Fix bugs in GPUToNVVM lowering
ClosedPublic

Authored by harsh on Jan 24 2022, 4:02 PM.

Details

Summary

The current lowering from GPU to NVVM does
not correctly handle the following cases when
lowering the gpu shuffle op.

  1. When the active width is set to 32 (all lanes),

then the current approach computes (1 << 32) -1 which
results in poison values in the LLVM IR. We fix this by
defining the active mask as (-1) >> (32 - width).

  1. In the case of shuffle up, the computation of the third

operand c has to be different from the other 3 modes due to
the op definition in the ISA reference.
(https://docs.nvidia.com/cuda/parallel-thread-execution/index.html)
Specifically, the predicate value is computed as j >= maxLane
for up and j <= maxLane for all other modes. We fix this by
computing maskAndClamp as 32 - width for this mode.

TEST: We modify the existing test and add more checks for the up mode.

Diff Detail

Event Timeline

harsh created this revision.Jan 24 2022, 4:02 PM
harsh requested review of this revision.Jan 24 2022, 4:02 PM
ThomasRaoux accepted this revision.Jan 24 2022, 5:25 PM
ThomasRaoux added a subscriber: ThomasRaoux.

LG, please address the variable naming before landing the patch.

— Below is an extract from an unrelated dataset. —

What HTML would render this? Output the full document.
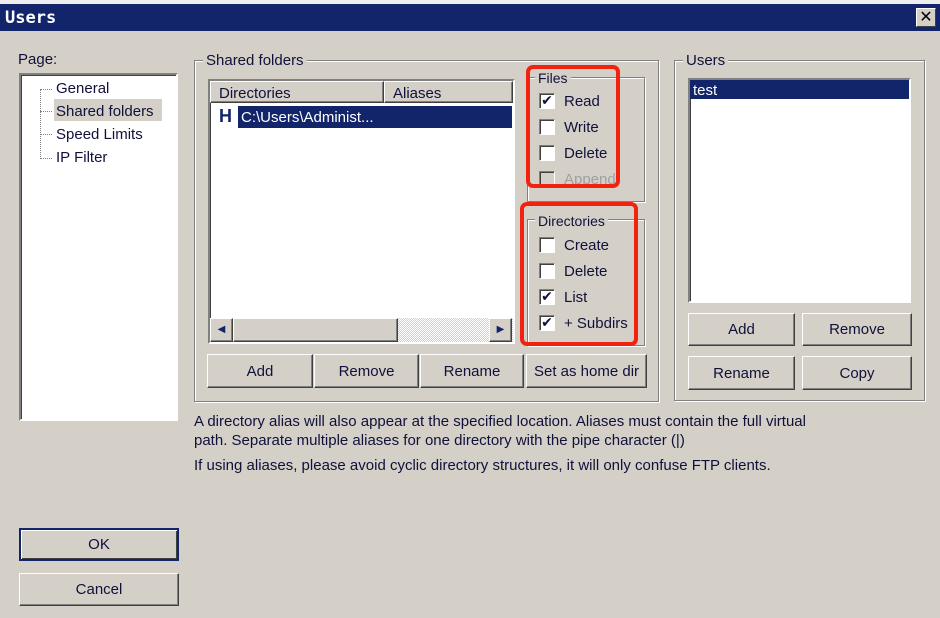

mlir/lib/Conversion/GPUToNVVM/LowerGpuOpsToNVVMOps.cpp
95

this is actually the number of inactive lanes? Should probably be named numLeadInactiveLane?

This revision is now accepted and ready to land.Jan 24 2022, 5:25 PM
harsh added inline comments.Jan 24 2022, 6:15 PM
mlir/lib/Conversion/GPUToNVVM/LowerGpuOpsToNVVMOps.cpp
95

yes you are right. will change.

harsh updated this revision to Diff 402728.Jan 24 2022, 6:23 PM

Updated patch based on Thomas' comments.

This revision was landed with ongoing or failed builds.Jan 24 2022, 7:25 PM
This revision was automatically updated to reflect the committed changes.